Modernity has been in the language for years, if not centuries. My earliest recollection, and continuing, is hearing George Will use it with dripping sarcasm, as if a swear word. Conservatives, virtually by definition, abhor anything modern. But what, exactly is modernity? And what parts of it, assuming that it is separable, are worth having, desirable, or necessary? Let's take a walk.
To a Muslim, modernity is music. Not to be tolerated. To the Amish, electricity. To a Roman Catholic, mass in native language (assuming that Latin is no longer spoken anywhere conversationally). To a Boomer's parents, coed dorms.
So, what is modernity, negatively, to a horde of George Wills? Racial equality, enforced by law. Economic equality, permitted by law (unionization made easy). Gender equality, enforced by law. Gender preference, enforced by law. Marriage preference, permitted by law (miscegenation being the initial example). Universal health care.
But, what parts of modernity would a rational person want, at minimum? For concreteness, I'll define modernity to mean artifacts of culture and society which came into existence post World War II. That leaves out electric lighting, radio, TV (strictly speaking), air travel, and a host of other endeavors which a Boomer's grandparents didn't have at birth.
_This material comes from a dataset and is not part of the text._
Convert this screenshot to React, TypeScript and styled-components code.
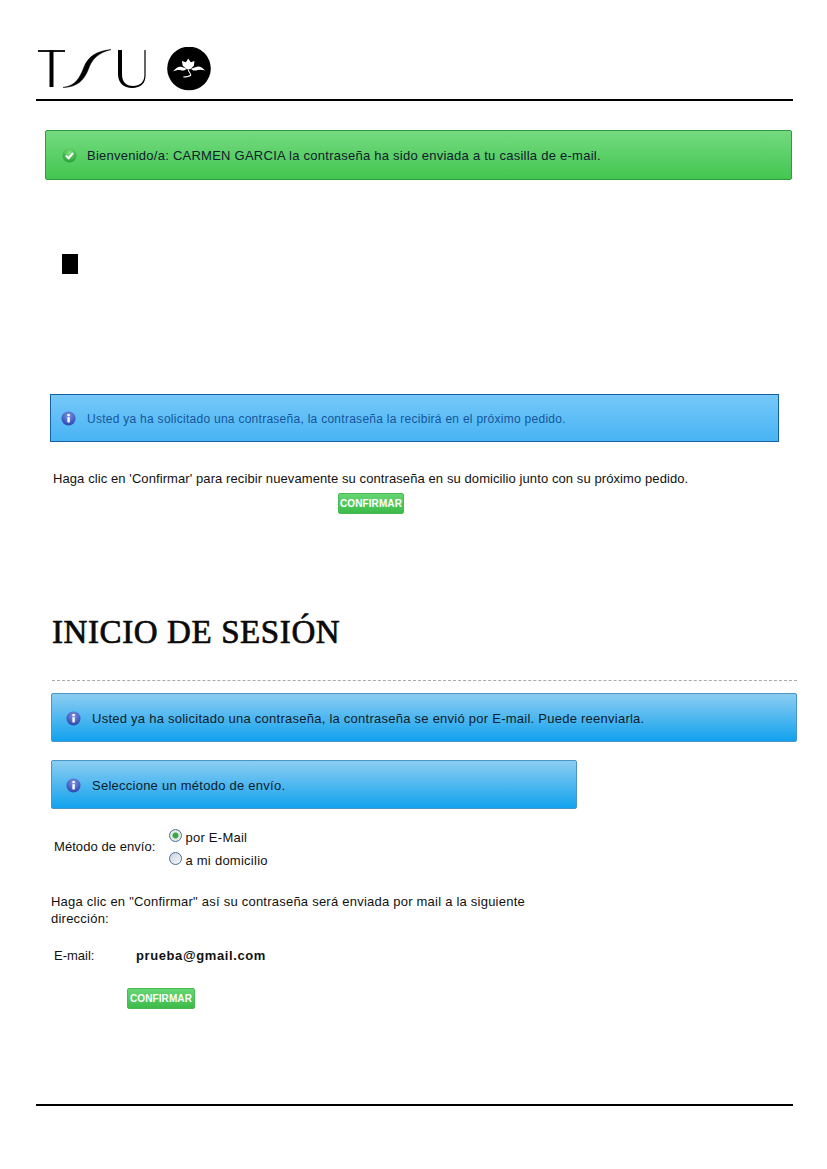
import React from "react";
import styled, { createGlobalStyle } from "styled-components";

const Global = createGlobalStyle`
  html, body { margin: 0; padding: 0; background: #fff; }
  body { font-family: "Liberation Sans", Arial, sans-serif; color: #111; }
`;

const Page = styled.div`
  width: 827px;
  height: 1169px;
  overflow: hidden;
  display: flex;
  flex-direction: column;
`;

const Header = styled.header`
  margin: 0 34px 0 36px;
  height: 101px;
  box-sizing: border-box;
  padding: 47px 0 0 2px;
  border-bottom: 2px solid #000;
`;

type Tone = "green" | "sky" | "blue";

const Alert = styled.div<{ $tone: Tone; $left: number; $width: number; $top: number; $height: number }>`
  box-sizing: border-box;
  margin-left: ${(p) => p.$left}px;
  margin-top: ${(p) => p.$top}px;
  width: ${(p) => p.$width}px;
  height: ${(p) => p.$height}px;
  display: flex;
  align-items: center;
  gap: ${(p) => (p.$tone === "green" ? 10 : 11)}px;
  padding-left: ${(p) => (p.$tone === "green" ? 16 : p.$tone === "sky" ? 10 : 14)}px;
  padding-top: ${(p) => (p.$tone === "green" ? 0 : 1)}px;
  font-size: ${(p) => (p.$tone === "sky" ? 12 : 13)}px;
  letter-spacing: ${(p) => (p.$tone === "sky" ? 0.27 : 0.25)}px;
  border-radius: ${(p) => (p.$tone === "sky" ? 0 : 2)}px;
  border: 1px solid ${(p) => (p.$tone === "green" ? "#2f9a3f" : p.$tone === "sky" ? "#17609f" : "#4a94c8")};
  color: ${(p) => (p.$tone === "sky" ? "#14569a" : "#10202c")};
  background: ${(p) =>
    p.$tone === "green"
      ? "linear-gradient(#74da80, #43c650)"
      : p.$tone === "sky"
      ? "linear-gradient(#76c8f8, #48b4f5)"
      : "linear-gradient(#8ccdf1, #12a2ee)"};
`;

const Square = styled.div`
  margin: 74px 0 0 62px;
  width: 16px;
  height: 20px;
  background: #000;
`;

const Para = styled.p<{ $left: number; $top: number; $width?: number; $spacing: number }>`
  margin: ${(p) => p.$top}px 0 0 ${(p) => p.$left}px;
  ${(p) => (p.$width ? `width: ${p.$width}px;` : "")}
  font-size: 13px;
  line-height: 17px;
  letter-spacing: ${(p) => p.$spacing}px;
  color: #111;
`;

const Button = styled.button<{ $left: number; $top: number; $width: number }>`
  display: block;
  margin: ${(p) => p.$top}px 0 0 ${(p) => p.$left}px;
  width: ${(p) => p.$width}px;
  height: 21px;
  padding: 0;
  border: 1px solid #49b956;
  border-radius: 2px;
  background: linear-gradient(#66d672, #3dbb4a);
  color: #fff;
  font: bold 10px "Liberation Sans", Arial, sans-serif;
  letter-spacing: 0.1px;
`;

const Title = styled.h1`
  margin: 98px 0 0 52px;
  font: 400 33px/40px "Liberation Serif", "Times New Roman", serif;
  text-transform: uppercase;
  letter-spacing: 0.6px;
  -webkit-text-stroke: 0.7px #0a0a0a;
  color: #0a0a0a;
  white-space: nowrap;
`;

const Rule = styled.div`
  margin: 28px 0 0 52px;
  width: 745px;
  border-top: 1px dashed #aaa;
`;

const MethodRow = styled.div`
  margin: 20px 0 0 54px;
  display: flex;
  align-items: flex-start;
  gap: 14px;
  font-size: 13px;
  letter-spacing: 0.06px;
`;

const MethodLabel = styled.span`
  padding-top: 10px;
`;

const Options = styled.div`
  display: flex;
  flex-direction: column;
  gap: 6px;
  letter-spacing: 0.26px;
`;

const Option = styled.label`
  display: flex;
  align-items: center;
  gap: 3px;
  height: 17px;
`;

const Radio = styled.span<{ $on?: boolean }>`
  width: 13px;
  height: 13px;
  box-sizing: border-box;
  border-radius: 50%;
  border: 1px solid #4a6f96;
  background: ${(p) =>
    p.$on
      ? "radial-gradient(circle, #3fa648 0 2.5px, #e4ece4 3.5px)"
      : "linear-gradient(135deg, #c9d3de, #f6f8fa)"};
  margin-top: -4px;
`;

const EmailRow = styled.div`
  margin: 20px 0 0 54px;
  display: flex;
  align-items: center;
  font-size: 13px;
  height: 17px;
`;

const EmailLabel = styled.span`
  width: 82px;
`;

const EmailValue = styled.strong`
  font-size: 13px;
  letter-spacing: 0.6px;
`;

const Footer = styled.div`
  margin: 95px 34px 0 36px;
  border-top: 2px solid #000;
`;

const Logo = () => (
  <svg width="176" height="44" viewBox="0 0 176 44" fill="none" aria-label="TSU logo">
    <path d="M0 4H27" stroke="#000" strokeWidth="1.8" />
    <path d="M13.5 3V40" stroke="#000" strokeWidth="4" />
    <path
      d="M25 40.5C38 39 42 30 46 20C50 10 58 4 73 2.6C60 6 54 12 50.5 22C46 33 40 40 25 40.5Z"
      fill="#000"
      stroke="#000"
      strokeWidth="0.5"
    />
    <path
      d="M80 3H84V27C84 35 88 39 95 39C102 39 106.4 35 106.4 28V3H107.6V28C107.6 36 103 41 94 41C86 41 80 36 80 27Z"
      fill="#000"
    />
    <circle cx="151" cy="21.5" r="21.8" fill="#000" />
    <path
      d="M150.3 11.5l2.4 3.8 3.8-1.2-.6 4.6-3.6 3.6h-3.6l-4-3.6-.8-4.6 4 1.2z"
      fill="#fff"
    />
    <path d="M135 24.5c3-4 6-5.5 9-4.5l4.5 1.8c-1 1.5-3 2.2-5 1.6-3-.8-5.5-.2-8.5 1.1z" fill="#fff" />
    <path d="M167 23.5c-3-3.5-6-5-9-3.6l-5 1.9c1 1.5 3 2.2 5 1.6 3-.8 6-.7 9 .1z" fill="#fff" />
    <path d="M150.3 22.5c0 2.5 2.4 3.5 2.4 5.8-2 1.5-4.6 1.7-7.4 1.7" stroke="#fff" strokeWidth="1.1" />
  </svg>
);

const InfoIcon = () => (
  <svg width="15" height="15" viewBox="0 0 15 15">
    <defs>
      <radialGradient id="ib" cx="50%" cy="30%" r="75%">
        <stop offset="0" stopColor="#7d93e6" />
        <stop offset="1" stopColor="#2342a8" />
      </radialGradient>
    </defs>
    <circle cx="7.5" cy="7.5" r="7" fill="url(#ib)" />
    <rect x="6.4" y="6.2" width="2.4" height="5.2" fill="#fff" />
    <rect x="6.4" y="3" width="2.4" height="2.2" fill="#fff" />
  </svg>
);

const CheckIcon = () => (
  <svg width="15" height="15" viewBox="0 0 15 15">
    <defs>
      <radialGradient id="cg" cx="50%" cy="30%" r="75%">
        <stop offset="0" stopColor="#7fe07f" />
        <stop offset="1" stopColor="#1f9a2e" />
      </radialGradient>
    </defs>
    <circle cx="7.5" cy="7.5" r="7" fill="url(#cg)" />
    <path d="M4 7.6l2.6 2.6L11 5" fill="none" stroke="#fff" strokeWidth="2" />
  </svg>
);

export default function App() {
  return (
    <Page>
      <Global />
      <Header>
        <Logo />
      </Header>
      <Alert $tone="green" $left={45} $width={747} $top={29} $height={50}>
        <CheckIcon />
        <span>Bienvenido/a: CARMEN GARCIA la contraseña ha sido enviada a tu casilla de e-mail.</span>
      </Alert>
      <Square />
      <Alert $tone="sky" $left={50} $width={729} $top={120} $height={48}>
        <InfoIcon />
        <span>Usted ya ha solicitado una contraseña, la contraseña la recibirá en el próximo pedido.</span>
      </Alert>
      <Para $left={53} $top={28} $spacing={0.09}>
        Haga clic en 'Confirmar' para recibir nuevamente su contraseña en su domicilio junto con su próximo pedido.
      </Para>
      <Button $left={338} $top={6} $width={66}>CONFIRMAR</Button>
      <Title>Inicio de Sesión</Title>
      <Rule />
      <Alert $tone="blue" $left={51} $width={746} $top={12} $height={49}>
        <InfoIcon />
        <span>Usted ya ha solicitado una contraseña, la contraseña se envió por E-mail. Puede reenviarla.</span>
      </Alert>
      <Alert $tone="blue" $left={51} $width={526} $top={18} $height={49}>
        <InfoIcon />
        <span>Seleccione un método de envío.</span>
      </Alert>
      <MethodRow>
        <MethodLabel>Método de envío:</MethodLabel>
        <Options>
          <Option><Radio $on />por E-Mail</Option>
          <Option><Radio />a mi domicilio</Option>
        </Options>
      </MethodRow>
      <Para $left={51} $top={24} $width={490} $spacing={0.23}>
        Haga clic en "Confirmar" así su contraseña será enviada por mail a la siguiente dirección:
      </Para>
      <EmailRow>
        <EmailLabel>E-mail:</EmailLabel>
        <EmailValue>prueba@gmail.com</EmailValue>
      </EmailRow>
      <Button $left={127} $top={24} $width={68}>CONFIRMAR</Button>
      <Footer />
    </Page>
  );
}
It is self-evident that the answer has to be medicine, broadly defined. I have no use for the iPhone; so far as I am concerned building them and the AT&T 3G network for them is a terrible waste of our capital. We don't need multiple, incompatible cell phone networks. Pick a standard technology, let all the manufacturers and providers implement it as best they can, and build it once. Use all that capital for other completely different purposes; rural health clinics come to mind. I like digital watches. I own a bunch, and get another about once a year. Complete waste of money, of course. One wrist. One time zone. One time. Manufacturers manage to design ever more intriguing, if only for a little while, models. I am a sucker for yet another variation on the theme of digital time. But they're modern and I really want them. Up to a point.
When push comes to shove, any adult is willing to relinquish some gadget for living longer. We all want to witness tomorrow's chapter of human history, regardless of how little we have to do with it. This is the essence of consciousness. The religious debate boils down to: if you buy our story, we guarantee you'll see all the remaining chapters of human history, just from someplace else. Now, go kill all those non-believers.
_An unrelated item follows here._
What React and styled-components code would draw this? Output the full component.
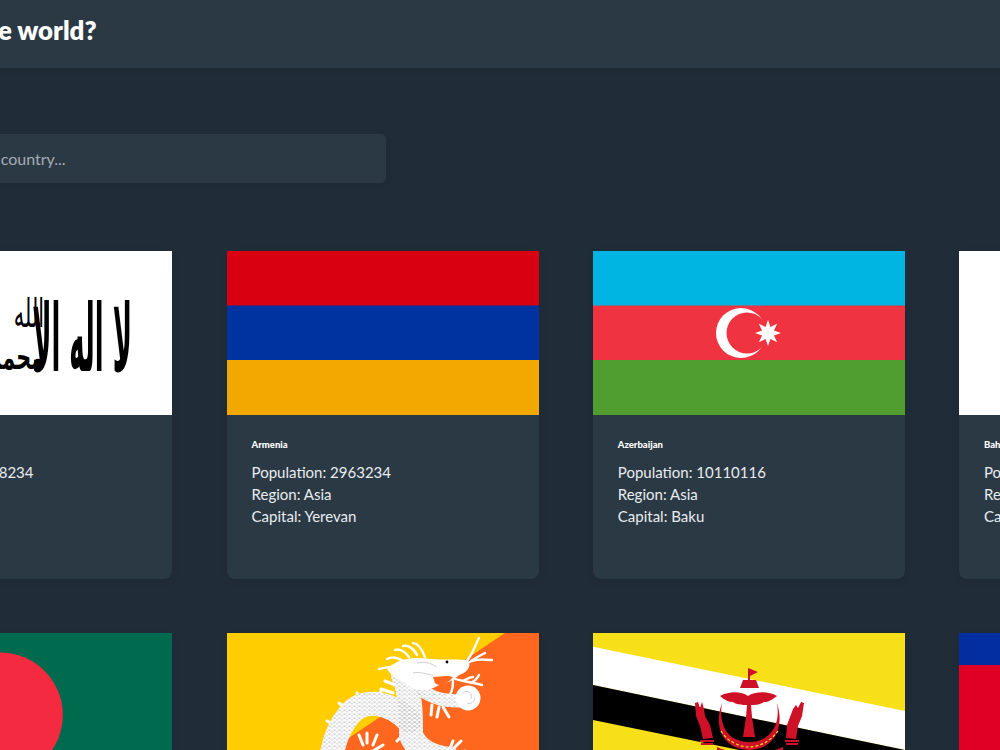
import React from "react";
import styled, { createGlobalStyle } from "styled-components";

const Global = createGlobalStyle`
  * { box-sizing: border-box; }
  html, body { margin: 0; padding: 0; height: 750px; overflow: hidden; background: #202c37; }
  body { font-family: "Lato", "Noto Sans", sans-serif; color: #fff; }
`;

const starPoints = (cx, cy, outer, inner, n) =>
  Array.from({ length: n * 2 }, (_, i) => {
    const r = i % 2 ? inner : outer;
    const a = (Math.PI * i) / n - Math.PI / 2;
    return `${(cx + r * Math.cos(a)).toFixed(2)},${(cy + r * Math.sin(a)).toFixed(2)}`;
  }).join(" ");

const Afghanistan = () => (
  <>
    <rect width="312" height="164" fill="#fff" />
    <g fill="#000" fontFamily="DejaVu Sans" direction="rtl">
      <text transform="translate(272 120) scale(0.72 2.6)" fontSize="36" fontWeight="700">لا اله الا</text>
      <text transform="translate(184 76) scale(0.8 1.5)" fontSize="26">الله</text>
      <text transform="translate(184 118) scale(0.8 1.3)" fontSize="26" fontWeight="700">محمد</text>
    </g>
  </>
);

const Armenia = () => (
  <>
    <rect width="312" height="55" fill="#d90012" />
    <rect y="54.5" width="312" height="55" fill="#0033a0" />
    <rect y="109" width="312" height="55" fill="#f2a800" />
  </>
);

const Azerbaijan = () => (
  <>
    <rect width="312" height="55" fill="#00b5e2" />
    <rect y="54.5" width="312" height="55" fill="#ef3340" />
    <rect y="109" width="312" height="55" fill="#509e2f" />
    <circle cx="148" cy="82" r="25" fill="#fff" />
    <circle cx="154" cy="82" r="20.5" fill="#ef3340" />
    <polygon points={starPoints(175, 82, 13, 6.4, 8)} fill="#fff" />
  </>
);

const Bahrain = () => (
  <>
    <rect width="312" height="164" fill="#fff" />
    <polygon points="312,0 100,0 130,16 100,33 130,49 100,66 130,82 100,98 130,115 100,131 130,148 100,164 312,164" fill="#ce1126" />
  </>
);

const Bangladesh = () => (
  <>
    <rect width="312" height="164" fill="#006a4e" />
    <circle cx="140.4" cy="82" r="62.4" fill="#f42a41" />
  </>
);

const Bhutan = () => (
  <>
    <defs>
      <pattern id="scales" width="5" height="4" patternUnits="userSpaceOnUse">
        <path d="M0 4a2.5 2.5 0 0 1 5 0M-2.5 2a2.5 2.5 0 0 1 5 0M2.5 2a2.5 2.5 0 0 1 5 0" fill="none" stroke="#bdbdbd" strokeWidth=".45" />
      </pattern>
    </defs>
    <rect width="312" height="164" fill="#ffcd00" />
    <polygon points="278,0 312,0 312,164 34,164" fill="#ff671f" />
    <g fill="none" stroke="#fff" strokeLinecap="round" strokeLinejoin="round">
      <g strokeWidth="3">
        <path d="M108 92L100 88M112 102L100 104M107 112L96 118M120 76L112 70M134 68L130 60M152 68L154 58M166 60L154 56M168 52L158 48" />
        <path d="M212 74L210 84M216 74L222 84M205 72L204 82" />
        <path d="M176 102L170 108M178 106L180 114M222 118L226 108M222 120L234 108M222 122L238 118" />
        <path d="M136 112L132 102M140 110L140 100M146 112L150 102M146 118L156 112" />
      </g>
      <path d="M176 42C184 60 184 84 184 102C190 118 205 124 222 126" strokeWidth="24" />
      <path d="M182 88C160 66 134 66 122 82C112 94 106 108 104 128" strokeWidth="24" />
      <path d="M196 58C210 68 224 68 236 68" strokeWidth="13" />
      <path d="M176 42C184 60 184 84 184 102C190 118 205 124 222 126" strokeWidth="24" stroke="url(#scales)" />
      <path d="M182 88C160 66 134 66 122 82C112 94 106 108 104 128" strokeWidth="24" stroke="url(#scales)" />
      <path d="M196 58C210 68 224 68 236 68" strokeWidth="13" stroke="url(#scales)" />
      <g strokeWidth="2.4">
        <path d="M238 30C246 22 247 14 252 5M240 30C250 25 256 27 265 27M244 28C250 24 254 22 258 20" />
        <path d="M176 32C166 34 160 34 152 36M176 28C170 24 164 24 160 26M182 24C176 16 170 16 168 17M190 22C186 14 180 12 176 13M198 24C194 14 190 10 186 10" />
        <path d="M222 44C232 48 240 48 255 52M236 48C240 46 242 44 246 44M244 50C248 48 250 46 252 42" />
        <path d="M226 48C226 56 224 62 220 64" />
      </g>
    </g>
    <path d="M160 36C172 24 190 24 204 26C214 27 226 26 240 27C246 32 240 40 232 42C226 48 220 50 212 52C200 60 186 58 178 50C170 46 164 42 160 36Z" fill="#fff" />
    <path d="M206 44C212 44 220 42 226 44C220 52 212 54 208 50Z" fill="#ff671f" />
    <circle cx="220" cy="29" r="1.4" fill="#000" />
    <path d="M190 30C196 28 204 30 210 34M186 40C194 38 200 42 206 42" fill="none" stroke="#cfcfcf" />
    <circle cx="241" cy="65" r="12.5" fill="#fff" />
    <path d="M236 60C240 56 246 60 244 66M240 70C244 72 248 68 248 64" fill="none" stroke="#cfcfcf" />
  </>
);

const Brunei = () => (
  <>
    <rect width="312" height="164" fill="#f7e017" />
    <polygon points="0,13.7 312,78 312,117 0,52" fill="#fff" />
    <polygon points="0,52 312,117 312,151 0,87" fill="#000" />
    <g fill="#ce1126">
      <path d="M155 35L155 47L157 47L157 43L165 39Z" />
      <path d="M150 47L163 47L166 55L147 55Z" />
      <path d="M127 63C136 58 148 58 155 63C162 58 176 58 184 63C178 67 176 69 171 69C166 72 162 72 158 72L159 84L162 104L150 104L153 84L154 72C150 72 144 72 140 69C135 69 132 67 127 63Z" />
      <path d="M129 70C119 98 134 117 156 117C178 117 193 98 184 70C188 94 176 109 156 109C136 109 125 94 129 70Z" />
      <path d="M102 70L105 69L107 75L109 69L111 76L112 83L117 92L120 105L110 106L107 93L103 83Z" />
      <path d="M211 70L208 69L205 75L203 72L200 76L197 84L194 92L193 105L203 106L205 93L209 83Z" />
      <path d="M107 107H121V109H107ZM108 110H120V112H108ZM192 107H206V109H192ZM193 110H205V112H193Z" />
      <path d="M124 114C140 122 172 122 190 114L190 120H124Z" />
    </g>
    <path d="M128 98C134 108 146 114 156 114C166 114 178 108 185 98" fill="none" stroke="#f7e017" strokeWidth="1.2" strokeDasharray="3 2" />
  </>
);

const Cambodia = () => (
  <>
    <rect width="312" height="164" fill="#e00025" />
    <rect width="312" height="32" fill="#032ea1" />
  </>
);

const countries = [
  { name: "Afghanistan", population: 40218234, region: "Asia", capital: "Kabul", Flag: Afghanistan },
  { name: "Armenia", population: 2963234, region: "Asia", capital: "Yerevan", Flag: Armenia },
  { name: "Azerbaijan", population: 10110116, region: "Asia", capital: "Baku", Flag: Azerbaijan },
  { name: "Bahrain", population: 1701583, region: "Asia", capital: "Manama", Flag: Bahrain },
  { name: "Bangladesh", population: 164689383, region: "Asia", capital: "Dhaka", Flag: Bangladesh },
  { name: "Bhutan", population: 771612, region: "Asia", capital: "Thimphu", Flag: Bhutan },
  { name: "Brunei", population: 437483, region: "Asia", capital: "Bandar Seri Begawan", Flag: Brunei },
  { name: "Cambodia", population: 16718971, region: "Asia", capital: "Phnom Penh", Flag: Cambodia },
];

export default function App() {
  return (
    <Page>
      <Global />
      <Nav>
        <Title>Where in the world?</Title>
      </Nav>
      <Main>
        <Search placeholder="Search for a country..." />
        <Grid>
          {countries.map(({ name, population, region, capital, Flag }) => (
            <Card key={name}>
              <FlagSvg viewBox="0 0 312 164">
                <Flag />
              </FlagSvg>
              <Body>
                <Name>{name}</Name>
                <Info>Population: {population}</Info>
                <Info>Region: {region}</Info>
                <Info>Capital: {capital}</Info>
              </Body>
            </Card>
          ))}
        </Grid>
      </Main>
    </Page>
  );
}

const Page = styled.div`
  width: 1440px;
  margin-left: -219.6px;
`;

const Nav = styled.header`
  height: 68px;
  padding: 14px 80px 0;
  background: #2b3945;
  box-shadow: 0 2px 6px rgba(0, 0, 0, 0.1);
`;

const Title = styled.h1`
  margin: 0;
  font-size: 25.8px;
  line-height: 32px;
  font-weight: 800;
`;

const Main = styled.main`
  padding: 66px 80px 0;
`;

const Search = styled.input`
  display: block;
  width: 526px;
  height: 49px;
  padding: 0 0 0 53px;
  border: none;
  outline: none;
  border-radius: 5px;
  background: #2b3945;
  color: #fff;
  font: 400 16px "Lato", "Noto Sans", sans-serif;
  box-shadow: 0 2px 9px rgba(0, 0, 0, 0.05);

  &::placeholder {
    color: #a3acb3;
  }
`;

const Grid = styled.section`
  display: grid;
  grid-template-columns: repeat(4, 312px);
  column-gap: 54.2px;
  row-gap: 54px;
  margin-top: 68px;
`;

const Card = styled.article`
  background: #2b3945;
  border-radius: 8px;
  box-shadow: 0 2px 9px rgba(0, 0, 0, 0.08);
`;

const FlagSvg = styled.svg`
  display: block;
  width: 312px;
  height: 164px;
`;

const Body = styled.div`
  height: 164px;
  padding: 25px 25px 0;
`;

const Name = styled.h2`
  margin: 0 0 11px;
  font-size: 9.5px;
  line-height: 10px;
  font-weight: 900;
`;

const Info = styled.p`
  margin: 0;
  font-size: 15px;
  line-height: 22px;
  color: #e8ecef;
`;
The evil in the George Wills of the world is that they are social Darwinists decrying modernity as permitting the survival of those not quite the fittest, but will go to great lengths to obfuscate their true intent. They wrap it up in words like freedom and self-expression, et cetera. Reality is that they want the many to die early to the benefit of the few. This is implicit in their campaign against unions, Medicare, Social Security; any aspect of the social safety net (so called).
The pathetic irony of Will and company is this. We are rapidly depleting the stuff in the ground, natural resources, which is required to make the gadgets we all want. As a colleague of mine (a math stat) put it: "the world is not linear". He made the observation long before it became popular as "the tipping point" and other similar aphorisms. If one assumes that a gradual change is part of a straight line, then the amount of change is tolerable and can be adapted to with sufficient time to avert permanent disaster. Non-linear phenomena, when misapprehended, don't forgive. They just fail. Oh, yeah the Irony. There are about 6,000,000,000 of us on the planet. From a resource point of view, if we neutron bombed Asia, Africa, South America, and the Pacific Islands (those low class folks) we'd get down to about 1,000,000,000. And we'd be no better off; we'd stave off disaster for a few years. Those 5,000,000,000 folks consumed resources in the neighborhood of 1% of the remaining 1,000,000,000 measured per capita. In other words, enforcing Darwinism doesn't buy us much. In order to stave off disaster for a generation or two longer, we'd have to neutron bomb half of Europe and half of the US (I vote for Florida as the first one).
In this country, the argument is that we are all living longer, but "we" can't support all those old people who refuse to die at the same age as old people died before Social Security happened. If you look at the data and cherry pick, well lie, you can say that between 1900 and 2000 life expectancy at birth went up by more than 25 years. That same data also tells you that between the start of Social Security and today, life expectancy at 65 went up by 4 years. That's it.
So, are you a modern lover? If swine flu visits your neighborhood, I'm going to guess yes.